Comparison of the SegNet, FCN and U-Net approaches.

Approach	GT/Predicted Class	Rice	Background	Weed
SegNet	Rice	0.936	0.015	0.049
	Background	0.061	0.907	0.032
	Weed	0.042	0.019	0.939
FCN	Rice	0.921	0.022	0.056
	Background	0.120	0.834	0.046
	Weed	0.053	0.018	0.929
U-Net	Rice	0.462	0.182	0.356
	Background	0.014	0.977	0.010
	Weed	0.173	0.143	0.685

Conclusions

This paper proposed a semantic segmentation method that is based on fully convolutional network with the SegNet model, which can extract the features from initial RGB images directly and classify and recognize the pixels that correspond to rice, background, and weeds in paddy field images. The proposed method is compared with a classic semantic segmentation model, namely, FCN, and U-Net models in terms of performance.
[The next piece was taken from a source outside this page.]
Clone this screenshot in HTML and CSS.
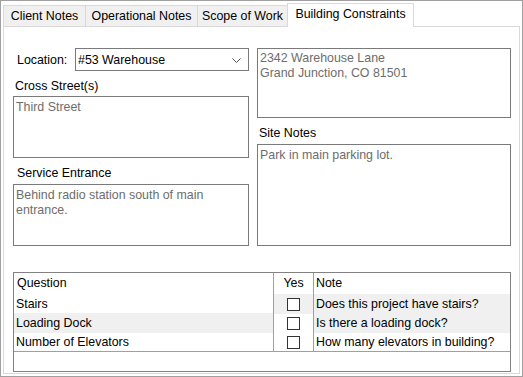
FILE: index.html
```html
<!DOCTYPE html>
<html>
<head>
<meta charset="utf-8">
<link rel="stylesheet" href="styles.css">
</head>
<body>
<div class="window">
  <div class="tabs">
    <div class="tab t1">Client Notes</div>
    <div class="tab t2">Operational Notes</div>
    <div class="tab t3">Scope of Work</div>
    <div class="tab active">Building Constraints</div>
  </div>
  <div class="panel">
    <div class="cols">
      <div class="col left">
        <div class="loc-row">
          <span class="loc-label">Location:</span>
          <div class="select">
            <span>#53 Warehouse</span>
            <svg class="chev" width="9" height="5" viewBox="0 0 9 5"><path d="M0.5 0.5 L4.5 4.5 L8.5 0.5" fill="none" stroke="#555" stroke-width="1"/></svg>
          </div>
        </div>
        <div class="label lbl-cross">Cross Street(s)</div>
        <div class="box small">Third Street</div>
        <div class="label lbl-service">Service Entrance</div>
        <div class="box small">Behind radio station south of main entrance.</div>
      </div>
      <div class="col right">
        <div class="box addr">2342 Warehouse Lane<br>Grand Junction, CO 81501</div>
        <div class="label lbl-site">Site Notes</div>
        <div class="box site">Park in main parking lot.</div>
      </div>
    </div>
    <div class="grid">
      <div class="row head">
        <div class="c q">Question</div>
        <div class="c y">Yes</div>
        <div class="c n">Note</div>
      </div>
      <div class="row">
        <div class="c q">Stairs</div>
        <div class="c y shade"><span class="cb"></span></div>
        <div class="c n shade">Does this project have stairs?</div>
      </div>
      <div class="row">
        <div class="c q shade">Loading Dock</div>
        <div class="c y"><span class="cb"></span></div>
        <div class="c n shade">Is there a loading dock?</div>
      </div>
      <div class="row last">
        <div class="c q">Number of Elevators</div>
        <div class="c y"><span class="cb"></span></div>
        <div class="c n">How many elevators in building?</div>
      </div>
    </div>
  </div>
</div>
</body>
</html>
```

FILE: styles.css
```css
* { box-sizing: border-box; }
html, body { margin: 0; padding: 0; background: #fff; }
body {
  font-family: "Liberation Sans", Arial, sans-serif;
  font-size: 12.4px;
  color: #000;
}
.window {
  width: 523px;
  height: 377px;
  border: 1px solid #a0a0a0;
  padding: 2px 2px 2px 2px;
  display: flex;
  flex-direction: column;
  background: #fff;
}
.tabs {
  display: flex;
  align-items: flex-end;
  height: 23px;
  position: relative;
  z-index: 2;
}
.tab {
  height: 21px;
  line-height: 21px;
  text-align: center;
  background: #f0f0f0;
  border-top: 1px solid #d9d9d9;
  border-left: 1px solid #d9d9d9;
  color: #000;
  white-space: nowrap;
}
.t1 { width: 82px; }
.t2 { width: 112px; }
.t3 { width: 90px; }
.tab.active {
  width: 127px;
  height: 24px;
  margin-bottom: -1px;
  line-height: 21px;
  background: #fff;
  border-right: 1px solid #d9d9d9;
}
.panel {
  flex: 1;
  border: 1px solid #d9d9d9;
  padding: 21px 8px 0 9px;
  display: flex;
  flex-direction: column;
}
.cols {
  display: grid;
  grid-template-columns: 236px 254px;
  column-gap: 8px;
}
.col { display: flex; flex-direction: column; }
.loc-row {
  display: flex;
  align-items: center;
  height: 23px;
}
.loc-label { width: 62px; padding-left: 4px; }
.select {
  flex: 1;
  height: 23px;
  border: 1px solid #7a7a7a;
  display: flex;
  align-items: center;
  justify-content: space-between;
  padding: 0 7px 0 2px;
}
.chev { display: block; margin-top: 1px; }
.label {
  height: 26px;
  padding-top: 8px;
  line-height: 15px;
}
.lbl-cross { padding-left: 2px; height: 25px; }
.lbl-service { padding-left: 4px; padding-top: 8px; }
.lbl-site { padding-left: 2px; }
.box {
  border: 1px solid #7a7a7a;
  padding: 3px 3px 2px 2px;
  line-height: 15px;
  color: #6d6d6d;
  background: #fff;
}
.small { height: 62px; }
.addr { height: 70px; padding-top: 2px; }
.site { height: 102px; }
.grid {
  margin-top: 26px;
  width: 498px;
  height: 100px;
  border: 1px solid #828282;
}
.row {
  display: grid;
  grid-template-columns: 259px 41px 1fr;
  height: 19px;
}
.row.head { height: 21px; }
.row.last { border-bottom: 1px solid #a0a0a0; height: 20px; }
.c {
  line-height: 19px;
  padding-left: 2px;
  padding-top: 1px;
  white-space: nowrap;
}
.head .c { line-height: 21px; padding-top: 0; }
.head .q { padding-left: 3px; }
.y {
  border-left: 1px solid #a0a0a0;
  border-right: 1px solid #a0a0a0;
  display: flex;
  align-items: center;
  justify-content: center;
  padding-left: 0;
  padding-top: 0;
}
.shade { background: #f0f0f0; }
.cb {
  width: 13px;
  height: 13px;
  border: 1px solid #333;
  background: #fff;
}
```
The symmetric structure of encoding and decoding was established in SegNet, which was used to extract the multiscale features and improve the accuracy of feature extraction. SegNet was well-suited for processing the pixel classification of images of tiny and abnormally shaped rice seedlings and weeds in paddy fields. The proposed SegNet method realized higher classification accuracy. The average accuracy rate of the SegNet method was 92.7%, whereas the average accuracies of the FCN and U-Net methods were 89.5% and 70.8%. The proposed pixelwise classification method, which is based on fully convolutional neural networks, could effectively classify the rice, background and weeds in paddy field images. At the same time, this method could perform pixel classification of RGB images in real time to meet the application requirements.